Abstract

This study investigates immigrant suburbanisation trends over the past decade in the metropolitan USA, focusing on how suburbanisation affects the residential segregation of foreign-born populations. Using 2000–2012 data from the decennial census and American Community Survey, it tracks the suburban settlement patterns of 17 country-of-origin groups. It uses a methodological approach that decomposes metropolitan segregation into within and between city/suburb components. The findings indicate that most immigrant groups rapidly suburbanised during the 2000s, though there remain large differences in suburbanisation rates among country-of-origin groups.

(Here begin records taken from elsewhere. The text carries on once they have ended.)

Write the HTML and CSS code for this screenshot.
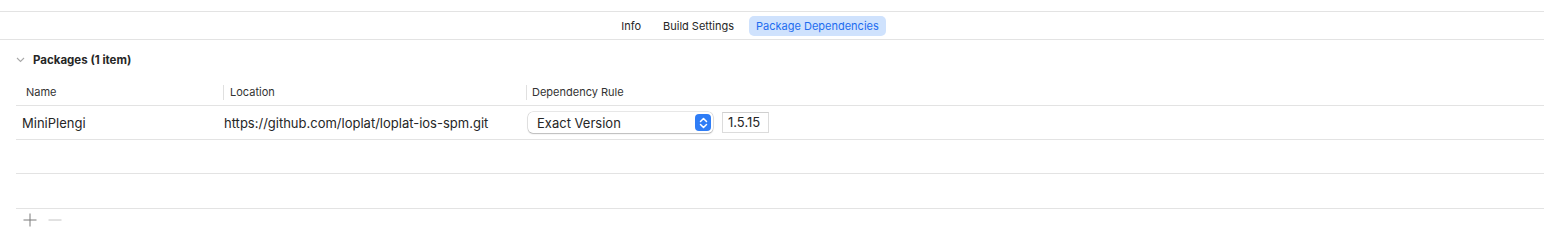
FILE: index.html
```html
<!DOCTYPE html>
<html>
<head>
<meta charset="utf-8">
<link rel="stylesheet" href="styles.css">
</head>
<body>
<div class="topgap"></div>
<nav class="tabbar">
  <span class="tab">Info</span>
  <span class="tab">Build Settings</span>
  <span class="tab active">Package Dependencies</span>
</nav>
<section class="section">
  <div class="section-head">
    <svg class="chev" width="9" height="6" viewBox="0 0 9 6"><path d="M1 1 L4.5 4.5 L8 1" fill="none" stroke="#a8a8a8" stroke-width="1.1"/></svg>
    <span class="section-title">Packages (1 item)</span>
  </div>
  <div class="table">
    <div class="thead">
      <div class="th c-name">Name</div>
      <div class="th c-loc">Location</div>
      <div class="th c-rule">Dependency Rule</div>
    </div>
    <div class="row">
      <div class="td c-name">MiniPlengi</div>
      <div class="td c-loc">https://github.com/loplat/loplat-ios-spm.git</div>
      <div class="td c-rule">
        <div class="popup">
          <span class="popup-label">Exact Version</span>
          <span class="stepper">
            <svg width="9" height="12" viewBox="0 0 9 12"><path d="M1.5 4.5 L4.5 1.5 L7.5 4.5 M1.5 7.5 L4.5 10.5 L7.5 7.5" fill="none" stroke="#fff" stroke-width="1.5" stroke-linecap="round" stroke-linejoin="round"/></svg>
          </span>
        </div>
        <div class="field">1.5.15</div>
      </div>
    </div>
    <div class="row empty"></div>
    <div class="row empty tall"></div>
    <div class="footer">
      <svg width="14" height="14" viewBox="0 0 14 14"><path d="M7 0.5 V13.5 M0.5 7 H13.5" stroke="#7a7a7a" stroke-width="1"/></svg>
      <svg width="14" height="14" viewBox="0 0 14 14"><path d="M0.5 7 H13.5" stroke="#c4c4c4" stroke-width="1"/></svg>
    </div>
  </div>
</section>
</body>
</html>
```

FILE: styles.css
```css
* { box-sizing: border-box; }
html, body {
  margin: 0;
  padding: 0;
  background: #fff;
  font-family: Inter, "Liberation Sans", sans-serif;
  color: #262626;
}
.topgap { height: 11px; }
.tabbar {
  height: 29px;
  border-top: 1px solid #e3e3e3;
  border-bottom: 1px solid #e3e3e3;
  display: flex;
  justify-content: center;
  align-items: center;
  gap: 8px;
  padding-right: 44px;
}
.tab {
  font-size: 11px;
  padding: 3px 7px;
  border-radius: 5px;
  color: #262626;
  line-height: 14px;
}
.tab.active {
  background: #cfe2fd;
  color: #1d6cf0;
}
.section-head {
  height: 38px;
  display: flex;
  align-items: center;
  padding-left: 16px;
  padding-top: 2px;
  gap: 8px;
}
.section-title {
  font-size: 11.5px;
  font-weight: 700;
  color: #262626;
}
.table {
  margin-left: 16px;
}
.thead {
  display: flex;
  height: 28px;
  align-items: center;
  padding-top: 2px;
  border-bottom: 1px solid #e3e3e3;
}
.th {
  font-size: 11px;
  color: #333;
  height: 15px;
  line-height: 15px;
}
.c-name { width: 207px; padding-left: 10px; }
.c-loc { width: 303px; padding-left: 6px; border-left: 1px solid #e0e0e0; }
.c-rule { padding-left: 5px; border-left: 1px solid #e0e0e0; flex: 1; }
.row {
  display: flex;
  height: 34px;
  align-items: center;
  border-bottom: 1px solid #e3e3e3;
}
.row.tall { height: 35px; }
.td {
  font-size: 13px;
  color: #262626;
}
.td.c-name { padding-left: 6px; }
.td.c-loc { padding-left: 0; border-left: none; margin-left: 1px; width: 303px; }
.td.c-rule { border-left: none; display: flex; align-items: center; gap: 9px; padding-left: 1px; margin-left: 0; }
.popup {
  width: 185px;
  height: 21px;
  border-radius: 5px;
  background: #fff;
  box-shadow: 0 0 0 0.5px rgba(0,0,0,0.18), 0 1px 1.5px rgba(0,0,0,0.2);
  display: flex;
  align-items: center;
  justify-content: space-between;
  padding-left: 9px;
  padding-right: 2px;
}
.popup-label { font-size: 13px; color: #262626; }
.stepper {
  width: 16px;
  height: 17px;
  border-radius: 4px;
  background: #2f7df6;
  display: flex;
  align-items: center;
  justify-content: center;
}
.field {
  width: 47px;
  height: 21px;
  border: 1px solid #dcdcdc;
  border-top-color: #cfcfcf;
  font-size: 13px;
  line-height: 19px;
  padding-left: 5px;
  color: #262626;
}
.footer {
  display: flex;
  gap: 11px;
  padding-left: 7px;
  padding-top: 4px;
}
```
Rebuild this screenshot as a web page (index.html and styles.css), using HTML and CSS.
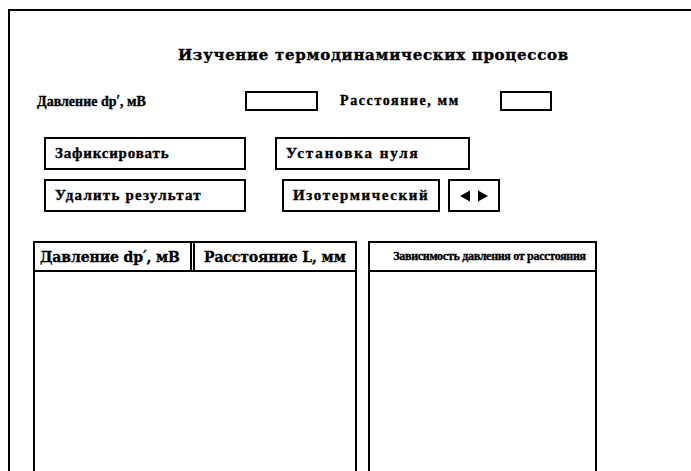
FILE: index.html
```html
<!DOCTYPE html>
<html lang="ru">
<head>
<meta charset="utf-8">
<title>Изучение термодинамических процессов</title>
<link rel="stylesheet" href="styles.css">
</head>
<body>
<div class="frame">
  <h1 class="title">Изучение термодинамических процессов</h1>

  <div class="row row-inputs">
    <span class="label label-pressure">Давление dp<span class="prime">′</span>, мВ</span>
    <span class="field field-pressure"></span>
    <span class="label label-distance">Расстояние, мм</span>
    <span class="field field-distance"></span>
  </div>

  <div class="row row-buttons">
    <button class="btn btn-fix">Зафиксировать</button>
    <button class="btn btn-zero">Установка нуля</button>
  </div>

  <div class="row row-buttons">
    <button class="btn btn-delete">Удалить результат</button>
    <button class="btn btn-mode">Изотермический</button>
    <button class="btn btn-spin" aria-label="Переключить режим">
      <svg width="30" height="12" viewBox="0 0 30 12">
        <polygon points="1,6 11,0.5 11,11.5" fill="#000"/>
        <polygon points="29,6 19,0.5 19,11.5" fill="#000"/>
      </svg>
    </button>
  </div>

  <div class="panels">
    <div class="results">
      <div class="results-head">
        <div class="th th-pressure">Давление dp<span class="prime">′</span>, мВ</div>
        <div class="th th-distance">Расстояние L, мм</div>
      </div>
    </div>
    <div class="chart">
      <div class="chart-head">Зависимость давления от расстояния</div>
    </div>
  </div>
</div>
</body>
</html>
```

FILE: styles.css
```css
html, body {
  margin: 0;
  padding: 0;
  overflow: hidden;
  background: #fff;
  color: #000;
}

body {
  font-family: "Liberation Serif", "Times New Roman", serif;
  font-weight: bold;
  -webkit-text-stroke: 0.35px #000;
}

/* outer window frame: only top and left edges fall inside the view */
.frame {
  margin: 9px 0 0 8px;
  border-left: 2px solid #000;
  border-top: 2px solid #000;
  height: 520px;
  display: flex;
  flex-direction: column;
}

.title {
  margin: 36px 0 0 168px;
  font-family: "DejaVu Serif", serif;
  font-size: 15px;
  line-height: 16px;
  font-weight: bold;
  letter-spacing: 0.7px;
}

.row {
  display: flex;
  align-items: center;
}

.row-inputs {
  margin-top: 28px;
  height: 20px;
}

.label {
  font-size: 14px;
  line-height: 16px;
  white-space: nowrap;
}

.prime {
  font-size: 1.15em;
  font-weight: normal;
}

.label-pressure {
  margin-left: 27px;
  width: 208px;
}

.label-distance {
  margin-left: 22px;
  width: 160px;
  letter-spacing: 1.6px;
}

.field {
  box-sizing: border-box;
  height: 20px;
  border: 2px solid #000;
}

.field-pressure { width: 73px; }
.field-distance { width: 52px; }

.row-buttons {
  height: 33px;
  margin-top: 9px;
}

.row-inputs + .row-buttons {
  margin-top: 26px;
}

.btn {
  box-sizing: border-box;
  height: 33px;
  margin: 0;
  padding: 0 0 0 9px;
  border: 2px solid #000;
  border-radius: 0;
  background: #fff;
  color: #000;
  font-family: "Liberation Serif", "Times New Roman", serif;
  font-weight: bold;
  font-size: 15px;
  letter-spacing: 0.8px;
  text-align: left;
  white-space: nowrap;
  -webkit-text-stroke: 0.35px #000;
}

.btn-fix, .btn-delete {
  margin-left: 34px;
  width: 202px;
}

.btn-delete {
  letter-spacing: 1.2px;
}

.btn-zero {
  margin-left: 29px;
  width: 195px;
  letter-spacing: 1.9px;
}

.btn-mode {
  margin-left: 36px;
  width: 158px;
  letter-spacing: 1.6px;
}

.btn-spin {
  margin-left: 8px;
  width: 52px;
  padding: 0;
  display: flex;
  align-items: center;
  justify-content: center;
}

.panels {
  display: flex;
  margin-top: 29px;
  flex: 1;
}

.results, .chart {
  box-sizing: border-box;
  border: 2px solid #000;
  border-bottom: none;
}

.results {
  margin-left: 23px;
  width: 324px;
}

.chart {
  margin-left: 11px;
  width: 229px;
}

.results-head, .chart-head {
  box-sizing: border-box;
  height: 29px;
  border-bottom: 2px solid #000;
}

.results-head {
  display: flex;
}

.th {
  display: flex;
  align-items: center;
  font-family: "DejaVu Serif", serif;
  font-size: 14px;
  letter-spacing: -0.1px;
  white-space: nowrap;
}

.th-pressure {
  width: 160px;
  padding-left: 5px;
  box-sizing: border-box;
  border-right: 5px double #000;
}

.th-distance {
  flex: 1;
  padding-left: 9px;
}

.chart-head {
  display: flex;
  align-items: center;
  justify-content: center;
  padding-left: 14px;
  font-size: 12px;
  letter-spacing: -0.3px;
  white-space: nowrap;
}
```
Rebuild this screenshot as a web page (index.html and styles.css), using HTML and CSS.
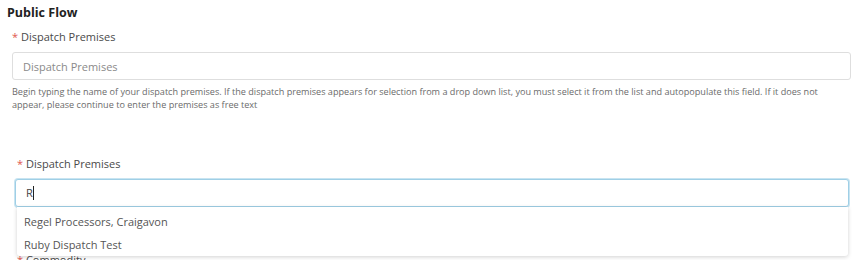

Immigrant suburbanites tend to be less segregated from US-born whites than are their coethnic counterparts in large cities. Suburbanisation continues to blur the city/suburb divide, which now accounts for a small share of the segregation experienced by most groups. At the metro level, suburbanisation is associated with lower levels of immigrant segregation even after controlling for relevant metropolitan characteristics. These findings are consistent with spatial assimilation, though trends over time suggest a more complicated picture. While immigrants are gaining access to the suburbs, most groups experienced increasing segregation at the same time they were rapidly suburbanising. This is due to increasing segregation within the suburbs, which often offset segregation declines occurring within large cities. These findings underscore the importance of understanding the underlying and often countervailing city/suburb contributions to metropolitan segregation.